- Task details: Copy everything in the listing below word for word, apart from any images.

--- Start Provided material ---

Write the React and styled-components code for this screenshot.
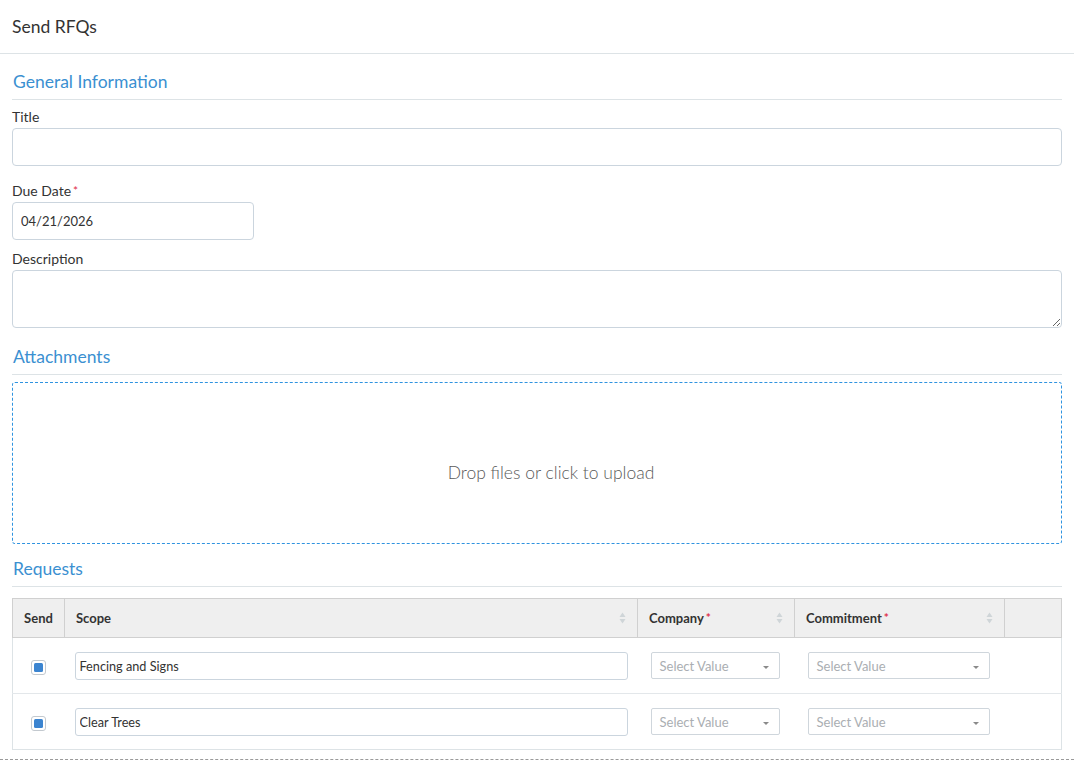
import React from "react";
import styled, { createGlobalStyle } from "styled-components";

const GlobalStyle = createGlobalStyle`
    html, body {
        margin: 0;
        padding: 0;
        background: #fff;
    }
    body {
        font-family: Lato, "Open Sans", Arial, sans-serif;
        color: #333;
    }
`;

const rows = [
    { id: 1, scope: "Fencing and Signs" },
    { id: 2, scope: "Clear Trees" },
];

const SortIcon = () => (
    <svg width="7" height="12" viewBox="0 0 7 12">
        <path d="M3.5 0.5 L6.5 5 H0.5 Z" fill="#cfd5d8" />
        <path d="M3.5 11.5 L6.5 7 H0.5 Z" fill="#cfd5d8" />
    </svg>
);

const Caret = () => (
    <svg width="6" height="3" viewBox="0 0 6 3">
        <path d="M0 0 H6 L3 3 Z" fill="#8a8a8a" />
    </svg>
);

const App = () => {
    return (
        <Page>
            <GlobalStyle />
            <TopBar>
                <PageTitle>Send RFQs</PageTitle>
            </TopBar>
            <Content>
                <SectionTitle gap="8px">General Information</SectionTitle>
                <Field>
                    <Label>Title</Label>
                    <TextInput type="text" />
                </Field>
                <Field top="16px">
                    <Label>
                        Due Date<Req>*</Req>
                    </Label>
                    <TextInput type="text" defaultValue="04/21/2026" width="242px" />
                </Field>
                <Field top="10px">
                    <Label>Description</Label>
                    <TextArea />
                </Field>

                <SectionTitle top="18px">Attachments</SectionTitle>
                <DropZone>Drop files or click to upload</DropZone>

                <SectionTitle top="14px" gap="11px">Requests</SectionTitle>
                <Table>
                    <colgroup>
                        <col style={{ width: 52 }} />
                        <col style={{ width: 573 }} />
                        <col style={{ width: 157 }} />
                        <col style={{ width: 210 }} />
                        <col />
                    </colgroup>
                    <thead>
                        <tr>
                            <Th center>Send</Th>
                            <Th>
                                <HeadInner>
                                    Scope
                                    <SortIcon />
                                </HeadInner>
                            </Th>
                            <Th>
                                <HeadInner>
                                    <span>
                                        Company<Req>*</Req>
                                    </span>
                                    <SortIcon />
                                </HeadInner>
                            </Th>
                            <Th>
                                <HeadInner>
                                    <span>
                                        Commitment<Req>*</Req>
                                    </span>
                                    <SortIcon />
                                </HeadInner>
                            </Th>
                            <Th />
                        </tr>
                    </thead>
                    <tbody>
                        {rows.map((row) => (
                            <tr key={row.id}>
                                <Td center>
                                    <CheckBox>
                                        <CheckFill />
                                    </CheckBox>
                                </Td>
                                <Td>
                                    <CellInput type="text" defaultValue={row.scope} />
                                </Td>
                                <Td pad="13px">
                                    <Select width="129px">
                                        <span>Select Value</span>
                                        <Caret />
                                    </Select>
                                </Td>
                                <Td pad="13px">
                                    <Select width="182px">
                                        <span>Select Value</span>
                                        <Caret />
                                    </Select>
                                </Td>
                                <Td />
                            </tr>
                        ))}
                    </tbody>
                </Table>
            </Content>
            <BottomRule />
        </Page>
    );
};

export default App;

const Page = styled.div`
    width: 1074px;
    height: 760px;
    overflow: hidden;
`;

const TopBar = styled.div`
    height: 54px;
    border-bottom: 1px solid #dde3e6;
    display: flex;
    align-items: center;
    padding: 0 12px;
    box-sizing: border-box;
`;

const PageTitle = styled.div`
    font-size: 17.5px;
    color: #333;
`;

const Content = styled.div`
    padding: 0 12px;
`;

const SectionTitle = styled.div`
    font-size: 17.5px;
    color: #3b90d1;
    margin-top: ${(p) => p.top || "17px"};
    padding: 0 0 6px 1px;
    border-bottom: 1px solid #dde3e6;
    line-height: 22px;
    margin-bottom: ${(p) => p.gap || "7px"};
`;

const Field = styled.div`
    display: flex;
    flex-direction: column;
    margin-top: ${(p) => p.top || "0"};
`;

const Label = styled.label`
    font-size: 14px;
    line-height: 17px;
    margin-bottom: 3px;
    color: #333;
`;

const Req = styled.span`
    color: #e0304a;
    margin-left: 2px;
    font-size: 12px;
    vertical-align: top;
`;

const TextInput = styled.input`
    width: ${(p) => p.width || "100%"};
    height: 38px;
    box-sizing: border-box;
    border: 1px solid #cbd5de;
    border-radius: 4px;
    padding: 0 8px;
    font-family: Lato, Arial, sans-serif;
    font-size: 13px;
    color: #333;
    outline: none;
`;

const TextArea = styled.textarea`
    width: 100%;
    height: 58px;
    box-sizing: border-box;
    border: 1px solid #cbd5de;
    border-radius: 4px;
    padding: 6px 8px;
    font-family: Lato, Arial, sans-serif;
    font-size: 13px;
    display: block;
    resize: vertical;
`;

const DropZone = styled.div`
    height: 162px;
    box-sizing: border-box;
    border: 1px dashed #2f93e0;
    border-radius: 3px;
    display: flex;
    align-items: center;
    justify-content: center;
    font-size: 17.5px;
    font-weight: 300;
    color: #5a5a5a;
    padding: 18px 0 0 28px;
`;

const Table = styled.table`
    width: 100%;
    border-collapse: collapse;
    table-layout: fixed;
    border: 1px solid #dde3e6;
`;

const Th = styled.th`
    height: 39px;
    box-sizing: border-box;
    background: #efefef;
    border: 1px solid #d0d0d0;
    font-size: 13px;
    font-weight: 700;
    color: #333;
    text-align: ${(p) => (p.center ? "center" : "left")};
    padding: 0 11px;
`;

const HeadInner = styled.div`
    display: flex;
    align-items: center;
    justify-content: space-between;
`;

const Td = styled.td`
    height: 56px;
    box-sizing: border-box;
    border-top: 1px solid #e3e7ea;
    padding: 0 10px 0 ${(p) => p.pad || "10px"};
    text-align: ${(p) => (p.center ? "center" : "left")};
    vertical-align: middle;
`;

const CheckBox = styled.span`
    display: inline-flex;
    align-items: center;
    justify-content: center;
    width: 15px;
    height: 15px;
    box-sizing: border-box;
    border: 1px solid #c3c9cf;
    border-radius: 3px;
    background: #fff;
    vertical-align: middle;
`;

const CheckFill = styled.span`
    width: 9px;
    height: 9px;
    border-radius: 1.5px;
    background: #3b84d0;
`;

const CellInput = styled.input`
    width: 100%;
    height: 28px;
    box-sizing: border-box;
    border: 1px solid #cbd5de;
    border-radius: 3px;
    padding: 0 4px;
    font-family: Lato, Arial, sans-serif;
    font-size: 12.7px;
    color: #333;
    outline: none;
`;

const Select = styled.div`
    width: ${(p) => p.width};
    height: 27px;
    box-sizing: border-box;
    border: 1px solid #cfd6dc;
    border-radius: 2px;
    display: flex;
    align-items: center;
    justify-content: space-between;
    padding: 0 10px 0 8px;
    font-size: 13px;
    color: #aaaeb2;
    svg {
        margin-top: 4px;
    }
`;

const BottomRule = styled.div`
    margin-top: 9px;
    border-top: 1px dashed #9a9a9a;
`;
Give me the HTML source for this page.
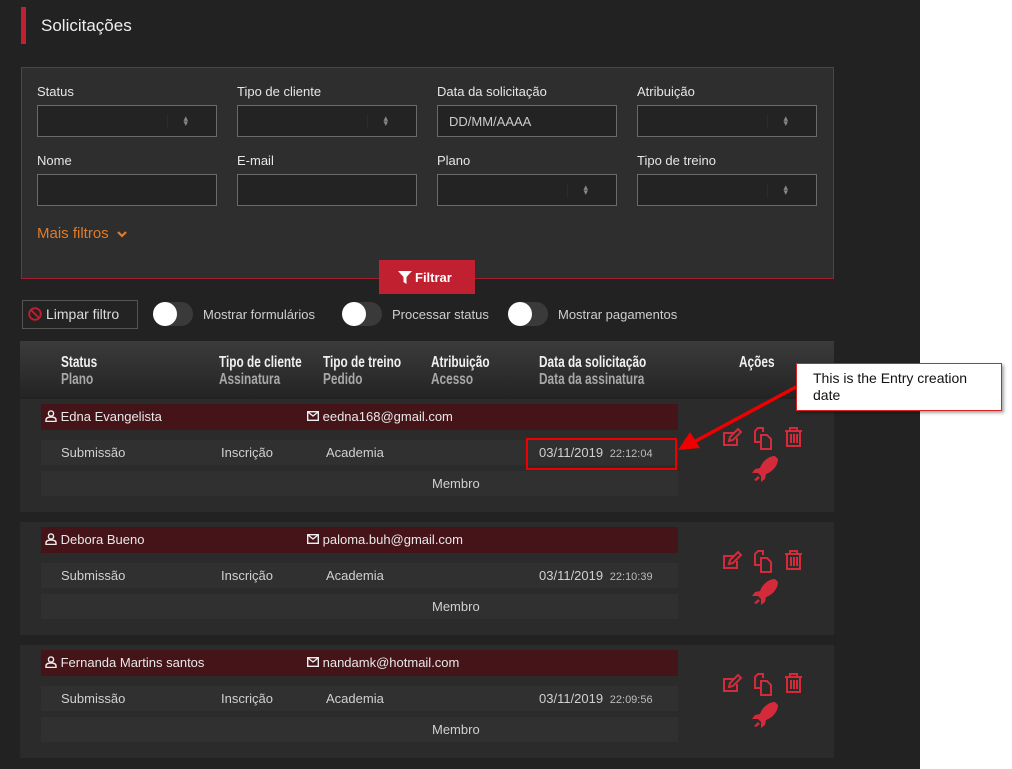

--- End Provided material ---

- Answer for this exercise:
Write the React and styled-components code for this screenshot.
import React from "react";
import styled, { createGlobalStyle } from "styled-components";

const GlobalStyle = createGlobalStyle`
    html, body {
        margin: 0;
        padding: 0;
        background: #fff;
    }
    body {
        font-family: Lato, "Open Sans", Arial, sans-serif;
        color: #333;
    }
`;

const rows = [
    { id: 1, scope: "Fencing and Signs" },
    { id: 2, scope: "Clear Trees" },
];

const SortIcon = () => (
    <svg width="7" height="12" viewBox="0 0 7 12">
        <path d="M3.5 0.5 L6.5 5 H0.5 Z" fill="#cfd5d8" />
        <path d="M3.5 11.5 L6.5 7 H0.5 Z" fill="#cfd5d8" />
    </svg>
);

const Caret = () => (
    <svg width="6" height="3" viewBox="0 0 6 3">
        <path d="M0 0 H6 L3 3 Z" fill="#8a8a8a" />
    </svg>
);

const App = () => {
    return (
        <Page>
            <GlobalStyle />
            <TopBar>
                <PageTitle>Send RFQs</PageTitle>
            </TopBar>
            <Content>
                <SectionTitle gap="8px">General Information</SectionTitle>
                <Field>
                    <Label>Title</Label>
                    <TextInput type="text" />
                </Field>
                <Field top="16px">
                    <Label>
                        Due Date<Req>*</Req>
                    </Label>
                    <TextInput type="text" defaultValue="04/21/2026" width="242px" />
                </Field>
                <Field top="10px">
                    <Label>Description</Label>
                    <TextArea />
                </Field>

                <SectionTitle top="18px">Attachments</SectionTitle>
                <DropZone>Drop files or click to upload</DropZone>

                <SectionTitle top="14px" gap="11px">Requests</SectionTitle>
                <Table>
                    <colgroup>
                        <col style={{ width: 52 }} />
                        <col style={{ width: 573 }} />
                        <col style={{ width: 157 }} />
                        <col style={{ width: 210 }} />
                        <col />
                    </colgroup>
                    <thead>
                        <tr>
                            <Th center>Send</Th>
                            <Th>
                                <HeadInner>
                                    Scope
                                    <SortIcon />
                                </HeadInner>
                            </Th>
                            <Th>
                                <HeadInner>
                                    <span>
                                        Company<Req>*</Req>
                                    </span>
                                    <SortIcon />
                                </HeadInner>
                            </Th>
                            <Th>
                                <HeadInner>
                                    <span>
                                        Commitment<Req>*</Req>
                                    </span>
                                    <SortIcon />
                                </HeadInner>
                            </Th>
                            <Th />
                        </tr>
                    </thead>
                    <tbody>
                        {rows.map((row) => (
                            <tr key={row.id}>
                                <Td center>
                                    <CheckBox>
                                        <CheckFill />
                                    </CheckBox>
                                </Td>
                                <Td>
                                    <CellInput type="text" defaultValue={row.scope} />
                                </Td>
                                <Td pad="13px">
                                    <Select width="129px">
                                        <span>Select Value</span>
                                        <Caret />
                                    </Select>
                                </Td>
                                <Td pad="13px">
                                    <Select width="182px">
                                        <span>Select Value</span>
                                        <Caret />
                                    </Select>
                                </Td>
                                <Td />
                            </tr>
                        ))}
                    </tbody>
                </Table>
            </Content>
            <BottomRule />
        </Page>
    );
};

export default App;

const Page = styled.div`
    width: 1074px;
    height: 760px;
    overflow: hidden;
`;

const TopBar = styled.div`
    height: 54px;
    border-bottom: 1px solid #dde3e6;
    display: flex;
    align-items: center;
    padding: 0 12px;
    box-sizing: border-box;
`;

const PageTitle = styled.div`
    font-size: 17.5px;
    color: #333;
`;

const Content = styled.div`
    padding: 0 12px;
`;

const SectionTitle = styled.div`
    font-size: 17.5px;
    color: #3b90d1;
    margin-top: ${(p) => p.top || "17px"};
    padding: 0 0 6px 1px;
    border-bottom: 1px solid #dde3e6;
    line-height: 22px;
    margin-bottom: ${(p) => p.gap || "7px"};
`;

const Field = styled.div`
    display: flex;
    flex-direction: column;
    margin-top: ${(p) => p.top || "0"};
`;

const Label = styled.label`
    font-size: 14px;
    line-height: 17px;
    margin-bottom: 3px;
    color: #333;
`;

const Req = styled.span`
    color: #e0304a;
    margin-left: 2px;
    font-size: 12px;
    vertical-align: top;
`;

const TextInput = styled.input`
    width: ${(p) => p.width || "100%"};
    height: 38px;
    box-sizing: border-box;
    border: 1px solid #cbd5de;
    border-radius: 4px;
    padding: 0 8px;
    font-family: Lato, Arial, sans-serif;
    font-size: 13px;
    color: #333;
    outline: none;
`;

const TextArea = styled.textarea`
    width: 100%;
    height: 58px;
    box-sizing: border-box;
    border: 1px solid #cbd5de;
    border-radius: 4px;
    padding: 6px 8px;
    font-family: Lato, Arial, sans-serif;
    font-size: 13px;
    display: block;
    resize: vertical;
`;

const DropZone = styled.div`
    height: 162px;
    box-sizing: border-box;
    border: 1px dashed #2f93e0;
    border-radius: 3px;
    display: flex;
    align-items: center;
    justify-content: center;
    font-size: 17.5px;
    font-weight: 300;
    color: #5a5a5a;
    padding: 18px 0 0 28px;
`;

const Table = styled.table`
    width: 100%;
    border-collapse: collapse;
    table-layout: fixed;
    border: 1px solid #dde3e6;
`;

const Th = styled.th`
    height: 39px;
    box-sizing: border-box;
    background: #efefef;
    border: 1px solid #d0d0d0;
    font-size: 13px;
    font-weight: 700;
    color: #333;
    text-align: ${(p) => (p.center ? "center" : "left")};
    padding: 0 11px;
`;

const HeadInner = styled.div`
    display: flex;
    align-items: center;
    justify-content: space-between;
`;

const Td = styled.td`
    height: 56px;
    box-sizing: border-box;
    border-top: 1px solid #e3e7ea;
    padding: 0 10px 0 ${(p) => p.pad || "10px"};
    text-align: ${(p) => (p.center ? "center" : "left")};
    vertical-align: middle;
`;

const CheckBox = styled.span`
    display: inline-flex;
    align-items: center;
    justify-content: center;
    width: 15px;
    height: 15px;
    box-sizing: border-box;
    border: 1px solid #c3c9cf;
    border-radius: 3px;
    background: #fff;
    vertical-align: middle;
`;

const CheckFill = styled.span`
    width: 9px;
    height: 9px;
    border-radius: 1.5px;
    background: #3b84d0;
`;

const CellInput = styled.input`
    width: 100%;
    height: 28px;
    box-sizing: border-box;
    border: 1px solid #cbd5de;
    border-radius: 3px;
    padding: 0 4px;
    font-family: Lato, Arial, sans-serif;
    font-size: 12.7px;
    color: #333;
    outline: none;
`;

const Select = styled.div`
    width: ${(p) => p.width};
    height: 27px;
    box-sizing: border-box;
    border: 1px solid #cfd6dc;
    border-radius: 2px;
    display: flex;
    align-items: center;
    justify-content: space-between;
    padding: 0 10px 0 8px;
    font-size: 13px;
    color: #aaaeb2;
    svg {
        margin-top: 4px;
    }
`;

const BottomRule = styled.div`
    margin-top: 9px;
    border-top: 1px dashed #9a9a9a;
`;
Give me the HTML source for this page.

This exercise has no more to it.